Stated task:
Can you output the material exactly as written, minus any pictures it holds?

Supplied data:

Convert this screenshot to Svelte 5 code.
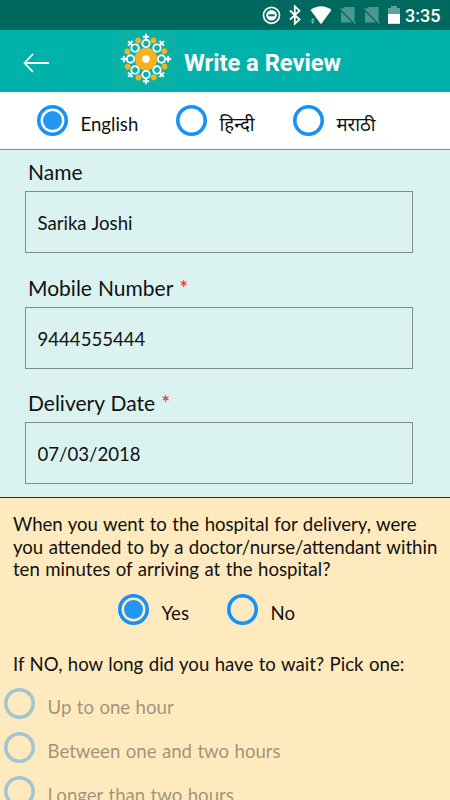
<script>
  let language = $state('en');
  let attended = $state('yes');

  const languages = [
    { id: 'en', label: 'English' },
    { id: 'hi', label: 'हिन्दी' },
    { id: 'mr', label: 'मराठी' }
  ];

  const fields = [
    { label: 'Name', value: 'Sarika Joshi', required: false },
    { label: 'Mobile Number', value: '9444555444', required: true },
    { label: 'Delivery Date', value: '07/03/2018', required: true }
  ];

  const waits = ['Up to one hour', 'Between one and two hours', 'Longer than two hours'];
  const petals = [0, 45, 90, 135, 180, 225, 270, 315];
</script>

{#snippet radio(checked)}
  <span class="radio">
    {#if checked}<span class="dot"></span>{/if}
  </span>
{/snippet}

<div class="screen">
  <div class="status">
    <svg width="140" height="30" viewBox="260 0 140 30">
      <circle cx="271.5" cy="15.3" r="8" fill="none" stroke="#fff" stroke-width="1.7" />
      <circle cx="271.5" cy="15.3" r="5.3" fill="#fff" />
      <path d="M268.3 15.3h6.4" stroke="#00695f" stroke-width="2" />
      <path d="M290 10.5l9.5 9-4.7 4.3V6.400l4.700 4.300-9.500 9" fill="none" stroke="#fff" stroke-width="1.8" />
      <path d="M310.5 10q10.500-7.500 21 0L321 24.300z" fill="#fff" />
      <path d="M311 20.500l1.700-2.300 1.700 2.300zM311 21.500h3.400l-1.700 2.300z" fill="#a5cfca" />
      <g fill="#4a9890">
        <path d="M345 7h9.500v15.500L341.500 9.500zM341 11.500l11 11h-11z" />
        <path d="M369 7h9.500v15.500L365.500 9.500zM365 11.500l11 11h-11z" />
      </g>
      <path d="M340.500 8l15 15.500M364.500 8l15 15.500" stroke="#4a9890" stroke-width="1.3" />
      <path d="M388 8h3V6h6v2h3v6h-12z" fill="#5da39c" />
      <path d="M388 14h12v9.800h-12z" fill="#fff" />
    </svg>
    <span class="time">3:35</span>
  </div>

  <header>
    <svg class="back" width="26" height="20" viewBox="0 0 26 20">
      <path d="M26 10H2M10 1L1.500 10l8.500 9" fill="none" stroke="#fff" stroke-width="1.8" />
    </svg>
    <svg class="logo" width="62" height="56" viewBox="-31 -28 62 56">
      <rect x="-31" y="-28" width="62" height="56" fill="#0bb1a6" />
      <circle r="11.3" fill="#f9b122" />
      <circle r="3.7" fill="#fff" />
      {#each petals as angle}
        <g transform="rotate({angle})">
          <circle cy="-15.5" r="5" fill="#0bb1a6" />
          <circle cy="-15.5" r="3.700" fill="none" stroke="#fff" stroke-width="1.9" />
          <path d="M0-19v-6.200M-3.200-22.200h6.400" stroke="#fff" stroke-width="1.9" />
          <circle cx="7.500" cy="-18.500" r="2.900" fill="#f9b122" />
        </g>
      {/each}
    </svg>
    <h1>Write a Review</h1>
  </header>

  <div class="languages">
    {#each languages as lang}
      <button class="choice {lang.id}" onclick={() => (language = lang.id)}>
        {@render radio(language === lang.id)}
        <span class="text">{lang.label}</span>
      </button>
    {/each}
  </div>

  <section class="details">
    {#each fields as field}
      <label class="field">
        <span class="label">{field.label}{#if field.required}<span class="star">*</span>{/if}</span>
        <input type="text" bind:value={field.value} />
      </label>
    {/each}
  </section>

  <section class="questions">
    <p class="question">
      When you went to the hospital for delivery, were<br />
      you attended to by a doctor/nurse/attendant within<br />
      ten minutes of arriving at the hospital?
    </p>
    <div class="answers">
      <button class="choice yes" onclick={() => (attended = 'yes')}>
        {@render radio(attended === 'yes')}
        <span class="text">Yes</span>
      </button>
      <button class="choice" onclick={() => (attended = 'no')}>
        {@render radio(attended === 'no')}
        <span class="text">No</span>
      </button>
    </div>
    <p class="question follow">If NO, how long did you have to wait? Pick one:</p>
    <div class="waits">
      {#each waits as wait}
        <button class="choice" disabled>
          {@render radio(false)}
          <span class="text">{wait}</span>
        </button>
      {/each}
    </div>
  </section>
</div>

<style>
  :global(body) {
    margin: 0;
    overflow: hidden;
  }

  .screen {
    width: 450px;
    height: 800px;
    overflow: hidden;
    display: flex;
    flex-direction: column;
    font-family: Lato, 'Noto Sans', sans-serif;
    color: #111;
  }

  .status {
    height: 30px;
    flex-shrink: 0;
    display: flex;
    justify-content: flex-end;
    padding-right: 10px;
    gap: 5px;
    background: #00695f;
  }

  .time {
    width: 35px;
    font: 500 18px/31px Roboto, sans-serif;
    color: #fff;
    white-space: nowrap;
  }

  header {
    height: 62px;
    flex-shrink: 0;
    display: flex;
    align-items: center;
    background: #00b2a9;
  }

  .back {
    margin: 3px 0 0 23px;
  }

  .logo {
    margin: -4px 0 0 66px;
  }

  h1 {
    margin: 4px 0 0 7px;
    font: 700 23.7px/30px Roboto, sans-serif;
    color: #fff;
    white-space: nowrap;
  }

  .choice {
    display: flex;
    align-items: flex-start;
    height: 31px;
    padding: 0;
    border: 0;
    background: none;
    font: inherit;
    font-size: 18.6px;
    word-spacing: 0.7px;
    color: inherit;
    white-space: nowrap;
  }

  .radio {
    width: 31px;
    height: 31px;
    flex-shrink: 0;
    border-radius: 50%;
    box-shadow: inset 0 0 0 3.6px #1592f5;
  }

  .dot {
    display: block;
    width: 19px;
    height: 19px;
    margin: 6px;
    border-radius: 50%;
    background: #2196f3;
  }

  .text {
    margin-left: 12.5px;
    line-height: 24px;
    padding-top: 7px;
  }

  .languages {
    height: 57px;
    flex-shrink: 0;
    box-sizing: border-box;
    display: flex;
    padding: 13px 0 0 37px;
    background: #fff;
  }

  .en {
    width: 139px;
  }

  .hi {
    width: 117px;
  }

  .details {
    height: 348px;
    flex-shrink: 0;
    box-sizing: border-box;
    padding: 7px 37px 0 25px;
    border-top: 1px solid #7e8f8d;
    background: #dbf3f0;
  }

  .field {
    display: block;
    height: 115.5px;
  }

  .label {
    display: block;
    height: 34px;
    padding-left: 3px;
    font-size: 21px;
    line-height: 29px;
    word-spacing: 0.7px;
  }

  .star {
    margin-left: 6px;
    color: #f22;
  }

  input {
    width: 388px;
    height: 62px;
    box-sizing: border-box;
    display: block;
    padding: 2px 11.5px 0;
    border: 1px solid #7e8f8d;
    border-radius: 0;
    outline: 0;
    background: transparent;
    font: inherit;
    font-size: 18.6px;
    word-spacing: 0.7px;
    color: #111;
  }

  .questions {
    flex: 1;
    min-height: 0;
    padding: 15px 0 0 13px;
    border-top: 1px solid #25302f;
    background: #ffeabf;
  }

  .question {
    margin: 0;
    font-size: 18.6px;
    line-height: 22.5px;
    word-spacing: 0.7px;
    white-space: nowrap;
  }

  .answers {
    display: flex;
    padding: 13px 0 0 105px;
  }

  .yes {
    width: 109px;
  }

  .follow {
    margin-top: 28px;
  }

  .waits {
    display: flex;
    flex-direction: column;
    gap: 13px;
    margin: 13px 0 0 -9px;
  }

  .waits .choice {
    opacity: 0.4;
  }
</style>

Response:
Convert this screenshot to Svelte 5 code.
<script>
  let language = $state('en');
  let attended = $state('yes');

  const languages = [
    { id: 'en', label: 'English' },
    { id: 'hi', label: 'हिन्दी' },
    { id: 'mr', label: 'मराठी' }
  ];

  const fields = [
    { label: 'Name', value: 'Sarika Joshi', required: false },
    { label: 'Mobile Number', value: '9444555444', required: true },
    { label: 'Delivery Date', value: '07/03/2018', required: true }
  ];

  const waits = ['Up to one hour', 'Between one and two hours', 'Longer than two hours'];
  const petals = [0, 45, 90, 135, 180, 225, 270, 315];
</script>

{#snippet radio(checked)}
  <span class="radio">
    {#if checked}<span class="dot"></span>{/if}
  </span>
{/snippet}

<div class="screen">
  <div class="status">
    <svg width="140" height="30" viewBox="260 0 140 30">
      <circle cx="271.5" cy="15.3" r="8" fill="none" stroke="#fff" stroke-width="1.7" />
      <circle cx="271.5" cy="15.3" r="5.3" fill="#fff" />
      <path d="M268.3 15.3h6.4" stroke="#00695f" stroke-width="2" />
      <path d="M290 10.5l9.5 9-4.7 4.3V6.400l4.700 4.300-9.500 9" fill="none" stroke="#fff" stroke-width="1.8" />
      <path d="M310.5 10q10.500-7.500 21 0L321 24.300z" fill="#fff" />
      <path d="M311 20.500l1.700-2.300 1.700 2.300zM311 21.500h3.400l-1.700 2.300z" fill="#a5cfca" />
      <g fill="#4a9890">
        <path d="M345 7h9.500v15.500L341.500 9.500zM341 11.500l11 11h-11z" />
        <path d="M369 7h9.500v15.500L365.500 9.500zM365 11.500l11 11h-11z" />
      </g>
      <path d="M340.500 8l15 15.500M364.500 8l15 15.500" stroke="#4a9890" stroke-width="1.3" />
      <path d="M388 8h3V6h6v2h3v6h-12z" fill="#5da39c" />
      <path d="M388 14h12v9.800h-12z" fill="#fff" />
    </svg>
    <span class="time">3:35</span>
  </div>

  <header>
    <svg class="back" width="26" height="20" viewBox="0 0 26 20">
      <path d="M26 10H2M10 1L1.500 10l8.500 9" fill="none" stroke="#fff" stroke-width="1.8" />
    </svg>
    <svg class="logo" width="62" height="56" viewBox="-31 -28 62 56">
      <rect x="-31" y="-28" width="62" height="56" fill="#0bb1a6" />
      <circle r="11.3" fill="#f9b122" />
      <circle r="3.7" fill="#fff" />
      {#each petals as angle}
        <g transform="rotate({angle})">
          <circle cy="-15.5" r="5" fill="#0bb1a6" />
          <circle cy="-15.5" r="3.700" fill="none" stroke="#fff" stroke-width="1.9" />
          <path d="M0-19v-6.200M-3.200-22.200h6.400" stroke="#fff" stroke-width="1.9" />
          <circle cx="7.500" cy="-18.500" r="2.900" fill="#f9b122" />
        </g>
      {/each}
    </svg>
    <h1>Write a Review</h1>
  </header>

  <div class="languages">
    {#each languages as lang}
      <button class="choice {lang.id}" onclick={() => (language = lang.id)}>
        {@render radio(language === lang.id)}
        <span class="text">{lang.label}</span>
      </button>
    {/each}
  </div>

  <section class="details">
    {#each fields as field}
      <label class="field">
        <span class="label">{field.label}{#if field.required}<span class="star">*</span>{/if}</span>
        <input type="text" bind:value={field.value} />
      </label>
    {/each}
  </section>

  <section class="questions">
    <p class="question">
      When you went to the hospital for delivery, were<br />
      you attended to by a doctor/nurse/attendant within<br />
      ten minutes of arriving at the hospital?
    </p>
    <div class="answers">
      <button class="choice yes" onclick={() => (attended = 'yes')}>
        {@render radio(attended === 'yes')}
        <span class="text">Yes</span>
      </button>
      <button class="choice" onclick={() => (attended = 'no')}>
        {@render radio(attended === 'no')}
        <span class="text">No</span>
      </button>
    </div>
    <p class="question follow">If NO, how long did you have to wait? Pick one:</p>
    <div class="waits">
      {#each waits as wait}
        <button class="choice" disabled>
          {@render radio(false)}
          <span class="text">{wait}</span>
        </button>
      {/each}
    </div>
  </section>
</div>

<style>
  :global(body) {
    margin: 0;
    overflow: hidden;
  }

  .screen {
    width: 450px;
    height: 800px;
    overflow: hidden;
    display: flex;
    flex-direction: column;
    font-family: Lato, 'Noto Sans', sans-serif;
    color: #111;
  }

  .status {
    height: 30px;
    flex-shrink: 0;
    display: flex;
    justify-content: flex-end;
    padding-right: 10px;
    gap: 5px;
    background: #00695f;
  }

  .time {
    width: 35px;
    font: 500 18px/31px Roboto, sans-serif;
    color: #fff;
    white-space: nowrap;
  }

  header {
    height: 62px;
    flex-shrink: 0;
    display: flex;
    align-items: center;
    background: #00b2a9;
  }

  .back {
    margin: 3px 0 0 23px;
  }

  .logo {
    margin: -4px 0 0 66px;
  }

  h1 {
    margin: 4px 0 0 7px;
    font: 700 23.7px/30px Roboto, sans-serif;
    color: #fff;
    white-space: nowrap;
  }

  .choice {
    display: flex;
    align-items: flex-start;
    height: 31px;
    padding: 0;
    border: 0;
    background: none;
    font: inherit;
    font-size: 18.6px;
    word-spacing: 0.7px;
    color: inherit;
    white-space: nowrap;
  }

  .radio {
    width: 31px;
    height: 31px;
    flex-shrink: 0;
    border-radius: 50%;
    box-shadow: inset 0 0 0 3.6px #1592f5;
  }

  .dot {
    display: block;
    width: 19px;
    height: 19px;
    margin: 6px;
    border-radius: 50%;
    background: #2196f3;
  }

  .text {
    margin-left: 12.5px;
    line-height: 24px;
    padding-top: 7px;
  }

  .languages {
    height: 57px;
    flex-shrink: 0;
    box-sizing: border-box;
    display: flex;
    padding: 13px 0 0 37px;
    background: #fff;
  }

  .en {
    width: 139px;
  }

  .hi {
    width: 117px;
  }

  .details {
    height: 348px;
    flex-shrink: 0;
    box-sizing: border-box;
    padding: 7px 37px 0 25px;
    border-top: 1px solid #7e8f8d;
    background: #dbf3f0;
  }

  .field {
    display: block;
    height: 115.5px;
  }

  .label {
    display: block;
    height: 34px;
    padding-left: 3px;
    font-size: 21px;
    line-height: 29px;
    word-spacing: 0.7px;
  }

  .star {
    margin-left: 6px;
    color: #f22;
  }

  input {
    width: 388px;
    height: 62px;
    box-sizing: border-box;
    display: block;
    padding: 2px 11.5px 0;
    border: 1px solid #7e8f8d;
    border-radius: 0;
    outline: 0;
    background: transparent;
    font: inherit;
    font-size: 18.6px;
    word-spacing: 0.7px;
    color: #111;
  }

  .questions {
    flex: 1;
    min-height: 0;
    padding: 15px 0 0 13px;
    border-top: 1px solid #25302f;
    background: #ffeabf;
  }

  .question {
    margin: 0;
    font-size: 18.6px;
    line-height: 22.5px;
    word-spacing: 0.7px;
    white-space: nowrap;
  }

  .answers {
    display: flex;
    padding: 13px 0 0 105px;
  }

  .yes {
    width: 109px;
  }

  .follow {
    margin-top: 28px;
  }

  .waits {
    display: flex;
    flex-direction: column;
    gap: 13px;
    margin: 13px 0 0 -9px;
  }

  .waits .choice {
    opacity: 0.4;
  }
</style>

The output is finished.